The results of poor employee education surrounding workplace cannabis policies are clear. Without a well-communicated policy, your employees may not know what behavior is acceptable, what substances are prohibited surrounding the workday, under what circumstances a cannabis test may be performed, and if their confidentiality will be protected. Less than 20% of employees report their company is doing a good job informing employees about their workplace cannabis policy.  

“We support employers’ rights to have an impairment-free workplace, including drug testing employees for pre-employment, in reasonable suspicion cases or post-incident circumstances, and | or random drug testing programs to include cannabis,” says Katie Mueller, National Safety Council Senior Program Manager. “Our members are eager for support around how to create workplace policies on cannabis use as states legalize its use.” 

Other key findings from the NSC survey include: 

  • 14% want clear communication via in-person meetings 
  • 11% would prefer more printed education materials 

These findings are troubling enough on their own. But they’re even more concerning when you examine how employees feel about their organizations’ existing policies and programs.  

CAN YOU HAVE A FAIR CANNABIS TESTING POLICY? 

Some NSC survey respondents also report feeling their organization’s current cannabis testing policy is not fair.  

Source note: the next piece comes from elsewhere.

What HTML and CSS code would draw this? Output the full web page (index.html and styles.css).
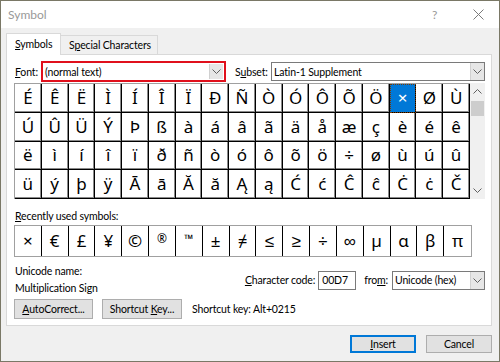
FILE: index.html
```html
<!DOCTYPE html>
<html>
<head>
<meta charset="utf-8">
<link rel="stylesheet" href="styles.css">
</head>
<body>
<div class="win">
  <div class="titlebar">
    <span class="title">Symbol</span>
    <span class="help">?</span>
    <svg class="close" width="11" height="11" viewBox="0 0 11 11"><path d="M0.5 0.5L10.5 10.5M10.5 0.5L0.5 10.5" stroke="#7a7a7a" stroke-width="1" fill="none"/></svg>
  </div>
  <div class="content">
    <div class="tabs">
      <div class="tab active"><span><u>S</u>ymbols</span></div>
      <div class="tab"><span>S<u>p</u>ecial Characters</span></div>
    </div>
    <div class="panel">
      <div class="font-row">
        <span class="lbl lbl-font"><u>F</u>ont:</span>
        <div class="combo combo-font">
          <span class="combo-text">(normal text)</span>
          <span class="drop"><svg width="9" height="5" viewBox="0 0 9 5"><path d="M0.5 0.5L4.5 4.5L8.5 0.5" stroke="#606060" fill="none"/></svg></span>
        </div>
        <span class="lbl lbl-subset">S<u>u</u>bset:</span>
        <div class="combo combo-subset">
          <span class="combo-text">Latin-1 Supplement</span>
          <span class="drop"><svg width="9" height="5" viewBox="0 0 9 5"><path d="M0.5 0.5L4.5 4.5L8.5 0.5" stroke="#606060" fill="none"/></svg></span>
        </div>
      </div>
      <div class="grid-row">
        <div class="grid">
          <span class="cell">É</span><span class="cell">Ê</span><span class="cell">Ë</span><span class="cell">Ì</span><span class="cell">Í</span><span class="cell">Î</span><span class="cell">Ï</span><span class="cell">Ð</span><span class="cell">Ñ</span><span class="cell">Ò</span><span class="cell">Ó</span><span class="cell">Ô</span><span class="cell">Õ</span><span class="cell">Ö</span><span class="cell sel">×</span><span class="cell">Ø</span><span class="cell">Ù</span>
          <span class="cell">Ú</span><span class="cell">Û</span><span class="cell">Ü</span><span class="cell">Ý</span><span class="cell">Þ</span><span class="cell">ß</span><span class="cell">à</span><span class="cell">á</span><span class="cell">â</span><span class="cell">ã</span><span class="cell">ä</span><span class="cell">å</span><span class="cell">æ</span><span class="cell">ç</span><span class="cell">è</span><span class="cell">é</span><span class="cell">ê</span>
          <span class="cell">ë</span><span class="cell">ì</span><span class="cell">í</span><span class="cell">î</span><span class="cell">ï</span><span class="cell">ð</span><span class="cell">ñ</span><span class="cell">ò</span><span class="cell">ó</span><span class="cell">ô</span><span class="cell">õ</span><span class="cell">ö</span><span class="cell">÷</span><span class="cell">ø</span><span class="cell">ù</span><span class="cell">ú</span><span class="cell">û</span>
          <span class="cell">ü</span><span class="cell">ý</span><span class="cell">þ</span><span class="cell">ÿ</span><span class="cell">Ā</span><span class="cell">ā</span><span class="cell">Ă</span><span class="cell">ă</span><span class="cell">Ą</span><span class="cell">ą</span><span class="cell">Ć</span><span class="cell">ć</span><span class="cell">Ĉ</span><span class="cell">ĉ</span><span class="cell">Ċ</span><span class="cell">ċ</span><span class="cell">Č</span>
        </div>
        <div class="scroll">
          <span class="sarrow"><svg width="9" height="5" viewBox="0 0 9 5"><path d="M0.5 4.5L4.5 0.5L8.5 4.5" stroke="#606060" fill="none"/></svg></span>
          <span class="thumb"></span>
          <span class="strack"></span>
          <span class="sarrow"><svg width="9" height="5" viewBox="0 0 9 5"><path d="M0.5 0.5L4.5 4.5L8.5 0.5" stroke="#606060" fill="none"/></svg></span>
        </div>
      </div>
      <div class="recent-label"><u>R</u>ecently used symbols:</div>
      <div class="recent">
        <span class="rcell">×</span><span class="rcell">€</span><span class="rcell">£</span><span class="rcell">¥</span><span class="rcell">©</span><span class="rcell small">®</span><span class="rcell small">™</span><span class="rcell">±</span><span class="rcell">≠</span><span class="rcell">≤</span><span class="rcell">≥</span><span class="rcell">÷</span><span class="rcell">∞</span><span class="rcell">µ</span><span class="rcell">α</span><span class="rcell">β</span><span class="rcell">π</span>
      </div>
      <div class="info">
        <div class="uname">
          <div>Unicode name:</div>
          <div>Multiplication Sign</div>
        </div>
        <div class="code">
          <span class="lbl"><u>C</u>haracter code:</span>
          <span class="input">00D7</span>
          <span class="lbl lbl-from">fro<u>m</u>:</span>
          <div class="combo combo-from">
            <span class="combo-text">Unicode (hex)</span>
            <span class="drop"><svg width="9" height="5" viewBox="0 0 9 5"><path d="M0.5 0.5L4.5 4.5L8.5 0.5" stroke="#606060" fill="none"/></svg></span>
          </div>
        </div>
      </div>
      <div class="btn-row">
        <span class="btn btn-auto"><span><u>A</u>utoCorrect...</span></span>
        <span class="btn btn-key"><span>Shortcut <u>K</u>ey...</span></span>
        <span class="shortcut">Shortcut key: Alt+0215</span>
      </div>
    </div>
    <div class="footer">
      <span class="btn btn-main btn-default"><span><u>I</u>nsert</span></span>
      <span class="btn btn-main"><span>Cancel</span></span>
    </div>
  </div>
</div>
</body>
</html>
```

FILE: styles.css
```css
* { box-sizing: border-box; }
html, body { margin: 0; padding: 0; }
body {
  width: 500px;
  height: 362px;
  overflow: hidden;
  font-family: Lato, "Noto Sans", sans-serif;
  font-size: 10.5px;
  letter-spacing: -0.15px;
  color: #000;
  background: #fff;
}
u { text-decoration: underline; text-underline-offset: 1px; }

.win {
  width: 500px;
  height: 362px;
  border: 1px solid #7a7866;
  background: #f0f0f0;
  display: flex;
  flex-direction: column;
}

.titlebar {
  height: 27px;
  background: #fff;
  display: flex;
  align-items: center;
  padding-left: 7px;
}
.title { color: #999; font-size: 12px; letter-spacing: 0; flex: 1; }
.help { color: #999; font-size: 12px; width: 40px; margin-right: 1px; }
.close { margin-right: 15px; }

.content {
  flex: 1;
  padding: 5px 7px 0 5px;
}

.tabs {
  display: flex;
  align-items: flex-end;
  height: 21px;
  position: relative;
  z-index: 1;
}
.tab {
  height: 19px;
  border: 1px solid #d9d9d9;
  border-bottom: none;
  background: #f0f0f0;
  display: flex;
  align-items: center;
  white-space: nowrap;
  margin-left: -1px;
  padding-left: 8px;
}
.tab.active {
  height: 22px;
  width: 55px;
  background: #fff;
  margin-left: 0;
  margin-bottom: -1px;
  padding-left: 8px;
  padding-bottom: 1px;
}
.tab:not(.active) { width: 98px; }

.panel {
  width: 486px;
  height: 272px;
  background: #fff;
  border: 1px solid #d9d9d9;
  padding: 6px 5px 0 7px;
}

.font-row {
  display: flex;
  align-items: center;
  height: 21px;
}
.lbl { white-space: nowrap; }
.lbl-font { width: 27px; padding-left: 1px; }
.lbl-subset { width: 36px; margin-left: 9px; }

.combo {
  display: flex;
  align-items: center;
  background: #fff;
  border: 1px solid #7a7a7a;
}
.combo-text { flex: 1; padding-left: 2px; white-space: nowrap; }
.drop {
  width: 14px;
  align-self: stretch;
  display: flex;
  align-items: center;
  justify-content: center;
  background: #e6e6e6;
  border-left: 1px solid #d0d0d0;
}
.combo-font {
  width: 185px;
  height: 21px;
  border: 2px solid #e0101c;
  padding: 0 1px 0 0;
}
.combo-font .drop { margin: 1px 0; }
.combo-subset { width: 214px; height: 19px; }

.grid-row {
  display: flex;
  margin-top: 1px;
  height: 116px;
}
.grid {
  width: 456px;
  height: 116px;
  display: grid;
  grid-template-columns: repeat(17, 1fr);
  grid-template-rows: repeat(4, 1fr);
  border-top: 1px solid #a0a0a0;
  border-left: 1px solid #a0a0a0;
}
.cell {
  display: flex;
  align-items: center;
  justify-content: center;
  font-family: "Noto Sans", sans-serif;
  font-size: 17px;
  letter-spacing: 0;
  border-right: 1px solid #000;
  border-bottom: 1px solid #000;
  box-shadow: inset -1px -1px 0 #8a8a8a;
  padding-bottom: 1px;
}
.cell.sel {
  background: #0078d7;
  color: #fff;
  outline: 1px dotted #7a3a00;
  outline-offset: -1px;
  box-shadow: none;
}

.scroll {
  width: 15px;
  background: #f0f0f0;
  display: flex;
  flex-direction: column;
}
.sarrow {
  height: 17px;
  display: flex;
  align-items: center;
  justify-content: center;
}
.thumb {
  height: 15px;
  margin: 1px 1px 0;
  background: #cdcdcd;
}
.strack { flex: 1; }

.recent-label {
  margin-top: 10px;
  height: 15px;
  line-height: 15px;
  padding-left: 1px;
}
.recent {
  margin-top: 1px;
  width: 458px;
  height: 32px;
  display: grid;
  grid-template-columns: repeat(17, 1fr);
  border: 1px solid #a0a0a0;
}
.rcell {
  display: flex;
  align-items: center;
  justify-content: center;
  font-family: "Noto Sans", sans-serif;
  font-size: 17px;
  letter-spacing: 0;
  border-right: 1px solid #000;
  padding-bottom: 1px;
}
.rcell:last-child { border-right: none; }
.rcell.small { font-size: 12px; align-items: flex-start; padding-top: 4px; }

.info {
  margin-top: 6px;
  display: flex;
  align-items: center;
  justify-content: space-between;
  padding-right: 1px;
}
.uname { line-height: 17px; padding-left: 1px; }
.code { display: flex; align-items: center; }
.input {
  width: 38px;
  height: 19px;
  border: 1px solid #7a7a7a;
  background: #fff;
  padding-left: 3px;
  line-height: 17px;
  margin-left: 3px;
}
.lbl-from { margin-left: 8px; }
.combo-from { width: 93px; height: 19px; margin-left: 4px; }

.btn-row {
  display: flex;
  align-items: center;
  margin-top: 2px;
}
.btn {
  height: 20px;
  display: flex;
  align-items: center;
  justify-content: center;
  background: #e1e1e1;
  border: 1px solid #adadad;
  white-space: nowrap;
}
.btn-auto { width: 79px; }
.btn-key { width: 80px; margin-left: 9px; }
.shortcut { margin-left: 10px; }

.footer {
  display: flex;
  justify-content: flex-end;
  gap: 10px;
  margin-top: 9px;
}
.btn-main { width: 66px; height: 18px; }
.btn-default { border: 1px solid #0078d7; box-shadow: inset 0 0 0 1px #0078d7; }
```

Here are their reasons why: 

  • Limitations of testing 
  • Perceived inequity compared to policies for other substances 
  • Zero-tolerance policies and restrictions on personal use 

“Surprisingly, some employers are not following the actions of policymakers on the decriminalization of cannabis. NSC encourages all employers to be aware of the actions your state and federal policymakers may consider and to have workplace policies, developed along with input from your employees, to address any changes,” says the NSC’s Mueller.  

We’ve established it’s critical to have a cannabis testing policy and program, especially during the era of cannabis legalization. And that this policy needs to be routinely communicated to your employees to be effective. It’s precisely because of cannabis legalization that organizations need to re-evaluate the purpose of their policy and the solutions used within their program to ensure they meet the needs of the modern workforce. Consulting with a Medical Review Officer (MRO) and your legal counsel to best determine how to incorporate recent cannabis use into your company’s drug testing program is a critical step.

HOW TO REFINE YOUR POLICY 

Workplace cannabis testing has long supported the deterrence of marijuana use in the workplace. But as Mueller indicates, the usefulness of conventional cannabis policies is increasingly limited as legalization continues to spread. Not only are we seeing states like California limit the timeframes and methods used to perform cannabis tests, so, too are we seeing the acceptance of use outside of work as a growing trend among both employers and employees.   

She recommends organizations take three steps to improve their cannabis testing policies, programs, and employee education efforts: 

  1. Establish clear, fair policies on cannabis to prevent workday use that may have an impact on safety and performance.  
  1. Build a safety-focused culture that includes testing the use of cannabis. 
  1. Advocate for increased access to Employee Assistance Programs

Hound Labs, Inc. encourages customers to discuss these topics with legal counsel and your company’s MRO before making any changes to existing drug testing policies. However, overhauling your workplace cannabis testing policy and employee education efforts doesn’t have to be overwhelming. And remember, employers with the most effective drug testing programs have invested time to ensure employees are fully aware of policies that will impact them – in other words, they make sure that tree is heard. 

Thank you to Katie Mueller, National Safety Council Senior Program Manager, for participating in this blog. Katie has been a safety advocate for more than 20 years. Prior to NSC, she worked for the State of Oklahoma in transportation safety and policy. Katie currently serves on The Coalition for Cannabinoid Science and Safety, as well as the National Safety Council’s Alcohol and Drug Division.